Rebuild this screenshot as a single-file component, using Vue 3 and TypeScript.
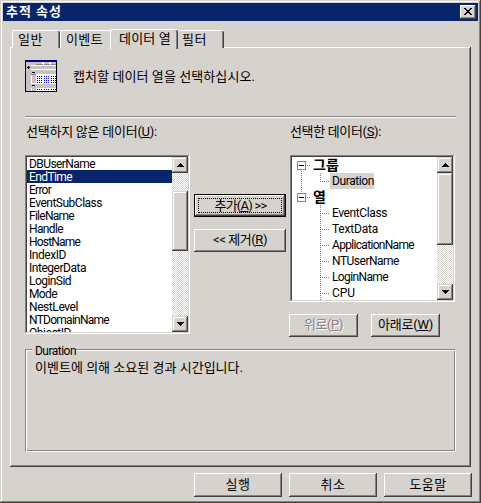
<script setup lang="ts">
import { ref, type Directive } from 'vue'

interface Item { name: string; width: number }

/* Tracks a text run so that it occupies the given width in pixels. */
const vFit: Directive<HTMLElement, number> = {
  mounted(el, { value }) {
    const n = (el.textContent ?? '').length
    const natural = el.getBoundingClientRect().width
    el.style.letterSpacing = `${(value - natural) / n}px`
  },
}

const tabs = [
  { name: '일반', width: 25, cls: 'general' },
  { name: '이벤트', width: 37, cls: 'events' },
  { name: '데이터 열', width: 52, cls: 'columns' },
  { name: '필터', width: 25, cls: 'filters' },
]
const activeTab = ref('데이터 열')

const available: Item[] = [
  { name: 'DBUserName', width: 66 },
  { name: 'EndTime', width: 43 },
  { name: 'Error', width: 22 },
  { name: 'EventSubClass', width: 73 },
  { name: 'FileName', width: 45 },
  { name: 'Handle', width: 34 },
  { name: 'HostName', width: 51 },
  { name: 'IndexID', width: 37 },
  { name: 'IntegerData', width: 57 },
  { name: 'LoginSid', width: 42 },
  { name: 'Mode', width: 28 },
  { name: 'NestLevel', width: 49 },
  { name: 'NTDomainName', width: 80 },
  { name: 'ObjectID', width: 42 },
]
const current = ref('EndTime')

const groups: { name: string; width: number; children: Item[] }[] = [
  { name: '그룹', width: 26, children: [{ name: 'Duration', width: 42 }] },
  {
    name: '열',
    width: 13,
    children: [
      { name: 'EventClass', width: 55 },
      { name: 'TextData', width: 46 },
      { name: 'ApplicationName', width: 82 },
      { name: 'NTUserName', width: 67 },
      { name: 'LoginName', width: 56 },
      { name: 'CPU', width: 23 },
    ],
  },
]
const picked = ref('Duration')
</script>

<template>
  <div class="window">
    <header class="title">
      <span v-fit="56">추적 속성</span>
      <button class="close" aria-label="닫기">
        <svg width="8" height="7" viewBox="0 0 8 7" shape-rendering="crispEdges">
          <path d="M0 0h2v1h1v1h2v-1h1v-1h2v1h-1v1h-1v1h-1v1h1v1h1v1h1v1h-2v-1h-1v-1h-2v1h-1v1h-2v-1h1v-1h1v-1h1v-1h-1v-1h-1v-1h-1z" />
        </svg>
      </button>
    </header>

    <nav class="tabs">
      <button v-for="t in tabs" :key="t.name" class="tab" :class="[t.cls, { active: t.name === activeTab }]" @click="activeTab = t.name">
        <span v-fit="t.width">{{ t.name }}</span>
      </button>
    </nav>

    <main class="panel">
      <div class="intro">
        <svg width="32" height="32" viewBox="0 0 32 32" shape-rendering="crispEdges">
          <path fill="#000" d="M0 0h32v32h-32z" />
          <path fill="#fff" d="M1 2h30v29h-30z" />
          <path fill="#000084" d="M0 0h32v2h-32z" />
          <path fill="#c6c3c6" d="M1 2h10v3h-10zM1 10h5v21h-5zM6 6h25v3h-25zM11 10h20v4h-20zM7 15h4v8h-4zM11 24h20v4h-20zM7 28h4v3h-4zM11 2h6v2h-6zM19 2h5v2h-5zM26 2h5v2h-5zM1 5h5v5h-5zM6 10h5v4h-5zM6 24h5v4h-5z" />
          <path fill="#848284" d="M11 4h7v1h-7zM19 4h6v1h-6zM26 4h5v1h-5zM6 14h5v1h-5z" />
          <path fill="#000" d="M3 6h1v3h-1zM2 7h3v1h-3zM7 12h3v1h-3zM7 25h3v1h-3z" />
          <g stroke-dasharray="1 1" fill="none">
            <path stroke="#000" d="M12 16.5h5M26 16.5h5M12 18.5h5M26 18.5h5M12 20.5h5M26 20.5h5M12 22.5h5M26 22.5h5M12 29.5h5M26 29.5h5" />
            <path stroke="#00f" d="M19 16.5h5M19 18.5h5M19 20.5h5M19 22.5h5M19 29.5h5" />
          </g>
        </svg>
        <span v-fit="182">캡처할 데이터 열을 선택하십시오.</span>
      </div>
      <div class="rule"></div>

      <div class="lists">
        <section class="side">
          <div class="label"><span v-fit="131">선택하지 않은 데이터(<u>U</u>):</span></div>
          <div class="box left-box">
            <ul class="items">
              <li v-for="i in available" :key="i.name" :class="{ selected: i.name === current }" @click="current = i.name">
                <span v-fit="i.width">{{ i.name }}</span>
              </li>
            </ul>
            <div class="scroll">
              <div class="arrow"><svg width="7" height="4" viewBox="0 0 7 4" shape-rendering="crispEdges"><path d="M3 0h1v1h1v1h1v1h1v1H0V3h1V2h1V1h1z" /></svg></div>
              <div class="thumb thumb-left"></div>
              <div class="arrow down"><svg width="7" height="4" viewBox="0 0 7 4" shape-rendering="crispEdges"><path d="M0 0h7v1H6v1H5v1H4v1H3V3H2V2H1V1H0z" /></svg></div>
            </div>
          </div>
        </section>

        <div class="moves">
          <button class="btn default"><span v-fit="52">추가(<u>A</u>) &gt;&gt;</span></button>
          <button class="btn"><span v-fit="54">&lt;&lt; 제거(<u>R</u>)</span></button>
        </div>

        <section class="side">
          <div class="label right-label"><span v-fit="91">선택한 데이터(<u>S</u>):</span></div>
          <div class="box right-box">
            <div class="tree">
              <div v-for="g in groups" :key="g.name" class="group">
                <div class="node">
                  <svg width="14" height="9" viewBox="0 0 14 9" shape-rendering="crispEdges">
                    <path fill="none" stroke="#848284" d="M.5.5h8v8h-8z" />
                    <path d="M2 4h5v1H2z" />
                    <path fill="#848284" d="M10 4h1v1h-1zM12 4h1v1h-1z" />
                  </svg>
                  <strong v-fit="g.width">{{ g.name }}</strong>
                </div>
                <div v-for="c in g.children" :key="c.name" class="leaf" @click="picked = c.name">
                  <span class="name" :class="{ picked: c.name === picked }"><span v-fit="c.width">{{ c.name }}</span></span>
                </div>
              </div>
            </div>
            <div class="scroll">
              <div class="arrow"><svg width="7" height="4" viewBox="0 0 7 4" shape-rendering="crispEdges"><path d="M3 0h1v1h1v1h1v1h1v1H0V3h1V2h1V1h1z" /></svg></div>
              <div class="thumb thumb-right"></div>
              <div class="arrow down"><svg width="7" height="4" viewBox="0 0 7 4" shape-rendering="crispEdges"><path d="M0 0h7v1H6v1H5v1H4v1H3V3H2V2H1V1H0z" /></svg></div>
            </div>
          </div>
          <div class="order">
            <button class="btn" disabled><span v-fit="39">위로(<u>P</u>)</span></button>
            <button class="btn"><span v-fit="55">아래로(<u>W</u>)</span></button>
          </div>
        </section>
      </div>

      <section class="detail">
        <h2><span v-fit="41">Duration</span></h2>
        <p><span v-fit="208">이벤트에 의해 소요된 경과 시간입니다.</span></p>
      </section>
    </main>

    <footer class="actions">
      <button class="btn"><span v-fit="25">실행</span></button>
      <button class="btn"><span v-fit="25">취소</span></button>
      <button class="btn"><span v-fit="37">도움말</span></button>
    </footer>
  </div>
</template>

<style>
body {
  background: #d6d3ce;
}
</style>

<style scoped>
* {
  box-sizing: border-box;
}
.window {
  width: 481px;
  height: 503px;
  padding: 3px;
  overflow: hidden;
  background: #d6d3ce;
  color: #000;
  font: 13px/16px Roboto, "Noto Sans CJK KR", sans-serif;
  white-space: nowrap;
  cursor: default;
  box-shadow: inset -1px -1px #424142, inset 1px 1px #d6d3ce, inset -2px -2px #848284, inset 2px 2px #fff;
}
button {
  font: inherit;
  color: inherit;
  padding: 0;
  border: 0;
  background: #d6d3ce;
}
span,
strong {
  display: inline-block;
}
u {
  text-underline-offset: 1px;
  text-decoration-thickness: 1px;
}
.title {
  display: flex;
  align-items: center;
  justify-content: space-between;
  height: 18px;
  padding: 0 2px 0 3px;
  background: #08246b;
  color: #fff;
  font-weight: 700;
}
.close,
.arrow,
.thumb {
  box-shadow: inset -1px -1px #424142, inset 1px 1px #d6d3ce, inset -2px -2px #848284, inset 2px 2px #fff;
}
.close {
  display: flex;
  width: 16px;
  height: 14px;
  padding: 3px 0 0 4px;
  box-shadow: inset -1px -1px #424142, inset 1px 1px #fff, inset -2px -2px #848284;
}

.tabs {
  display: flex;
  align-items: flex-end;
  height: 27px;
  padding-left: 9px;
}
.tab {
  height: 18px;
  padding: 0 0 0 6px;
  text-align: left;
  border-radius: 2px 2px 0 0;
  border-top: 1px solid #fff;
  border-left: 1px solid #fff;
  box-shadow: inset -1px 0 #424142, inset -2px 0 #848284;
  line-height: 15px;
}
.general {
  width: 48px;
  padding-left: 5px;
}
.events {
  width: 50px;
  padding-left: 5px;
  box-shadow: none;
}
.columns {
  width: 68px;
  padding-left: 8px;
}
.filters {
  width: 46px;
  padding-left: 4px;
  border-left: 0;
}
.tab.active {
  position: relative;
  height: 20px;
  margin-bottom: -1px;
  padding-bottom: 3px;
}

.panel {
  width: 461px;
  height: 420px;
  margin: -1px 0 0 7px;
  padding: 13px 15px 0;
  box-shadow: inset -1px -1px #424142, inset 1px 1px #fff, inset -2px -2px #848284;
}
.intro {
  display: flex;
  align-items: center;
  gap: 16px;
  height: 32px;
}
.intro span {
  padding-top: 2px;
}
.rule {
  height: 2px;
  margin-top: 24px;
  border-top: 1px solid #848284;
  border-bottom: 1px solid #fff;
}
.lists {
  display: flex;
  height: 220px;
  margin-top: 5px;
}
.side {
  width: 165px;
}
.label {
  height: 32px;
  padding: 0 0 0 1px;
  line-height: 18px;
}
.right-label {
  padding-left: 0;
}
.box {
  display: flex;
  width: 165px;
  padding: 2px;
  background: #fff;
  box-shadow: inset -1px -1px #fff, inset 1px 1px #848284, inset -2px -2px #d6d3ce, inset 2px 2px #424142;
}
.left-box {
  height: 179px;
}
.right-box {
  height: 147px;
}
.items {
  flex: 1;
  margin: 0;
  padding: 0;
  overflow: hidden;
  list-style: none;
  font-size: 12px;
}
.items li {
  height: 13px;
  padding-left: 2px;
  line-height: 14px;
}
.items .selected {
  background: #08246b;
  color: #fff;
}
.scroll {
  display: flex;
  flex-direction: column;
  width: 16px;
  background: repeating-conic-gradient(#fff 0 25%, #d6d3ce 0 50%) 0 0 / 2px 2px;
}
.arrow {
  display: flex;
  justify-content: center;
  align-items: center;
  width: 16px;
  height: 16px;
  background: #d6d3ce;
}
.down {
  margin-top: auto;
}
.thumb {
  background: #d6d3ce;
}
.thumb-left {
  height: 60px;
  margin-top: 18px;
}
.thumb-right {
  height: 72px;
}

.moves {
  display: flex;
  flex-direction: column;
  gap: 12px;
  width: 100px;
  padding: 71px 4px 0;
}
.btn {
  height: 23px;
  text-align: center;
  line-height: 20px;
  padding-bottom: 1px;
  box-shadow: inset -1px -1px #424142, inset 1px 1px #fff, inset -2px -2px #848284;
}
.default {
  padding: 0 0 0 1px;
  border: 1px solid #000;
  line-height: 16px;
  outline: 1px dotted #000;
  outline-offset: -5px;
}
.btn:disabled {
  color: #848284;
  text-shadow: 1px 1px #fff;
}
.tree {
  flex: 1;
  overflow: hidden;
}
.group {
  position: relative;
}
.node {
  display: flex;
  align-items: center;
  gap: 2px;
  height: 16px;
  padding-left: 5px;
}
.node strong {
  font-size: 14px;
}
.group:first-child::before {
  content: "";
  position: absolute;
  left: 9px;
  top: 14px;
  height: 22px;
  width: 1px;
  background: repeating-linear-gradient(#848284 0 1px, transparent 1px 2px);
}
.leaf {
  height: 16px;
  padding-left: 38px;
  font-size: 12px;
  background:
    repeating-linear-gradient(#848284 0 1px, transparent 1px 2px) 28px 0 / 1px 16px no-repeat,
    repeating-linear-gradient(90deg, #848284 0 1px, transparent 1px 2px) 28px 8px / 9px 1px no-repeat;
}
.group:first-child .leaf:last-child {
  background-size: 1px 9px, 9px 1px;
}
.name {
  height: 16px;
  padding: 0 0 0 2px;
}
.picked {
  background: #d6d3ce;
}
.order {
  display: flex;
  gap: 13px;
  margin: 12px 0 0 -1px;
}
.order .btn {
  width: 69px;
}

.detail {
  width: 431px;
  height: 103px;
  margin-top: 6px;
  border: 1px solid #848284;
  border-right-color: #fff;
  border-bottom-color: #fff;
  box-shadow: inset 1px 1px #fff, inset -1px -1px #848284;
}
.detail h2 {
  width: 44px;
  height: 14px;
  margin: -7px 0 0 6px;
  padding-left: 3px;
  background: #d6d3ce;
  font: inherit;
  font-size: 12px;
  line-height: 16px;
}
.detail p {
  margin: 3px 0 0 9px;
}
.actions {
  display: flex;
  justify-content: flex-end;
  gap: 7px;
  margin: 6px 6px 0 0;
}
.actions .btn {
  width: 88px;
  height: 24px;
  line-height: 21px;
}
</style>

* * *

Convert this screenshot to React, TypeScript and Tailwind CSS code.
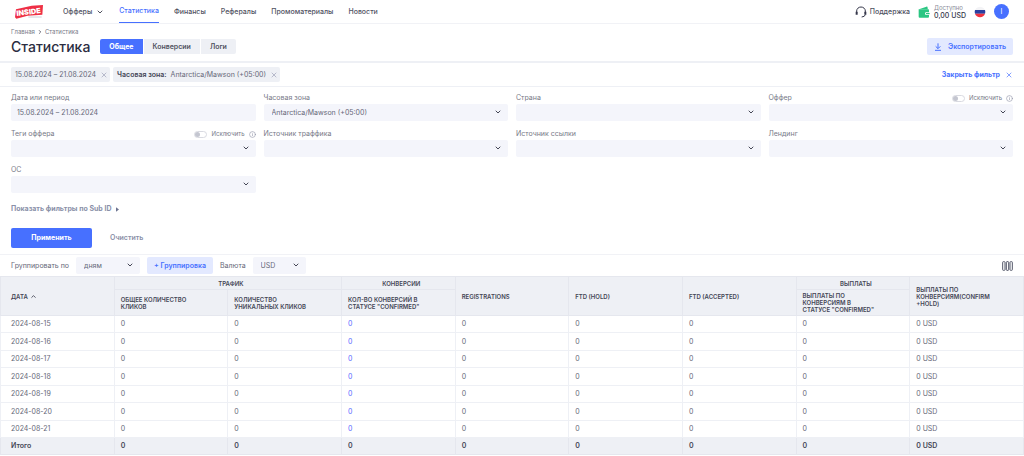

Stated exercise
Starting at the line that contains "Rebuild this screenshot" and stopping after the line that contains "const activeTab = ref('데이터 열')", copy every line exactly. Leave any pictures behind.

Written response
Rebuild this screenshot as a single-file component, using Vue 3 and TypeScript.
<script setup lang="ts">
import { ref, type Directive } from 'vue'

interface Item { name: string; width: number }

/* Tracks a text run so that it occupies the given width in pixels. */
const vFit: Directive<HTMLElement, number> = {
  mounted(el, { value }) {
    const n = (el.textContent ?? '').length
    const natural = el.getBoundingClientRect().width
    el.style.letterSpacing = `${(value - natural) / n}px`
  },
}

const tabs = [
  { name: '일반', width: 25, cls: 'general' },
  { name: '이벤트', width: 37, cls: 'events' },
  { name: '데이터 열', width: 52, cls: 'columns' },
  { name: '필터', width: 25, cls: 'filters' },
]
const activeTab = ref('데이터 열')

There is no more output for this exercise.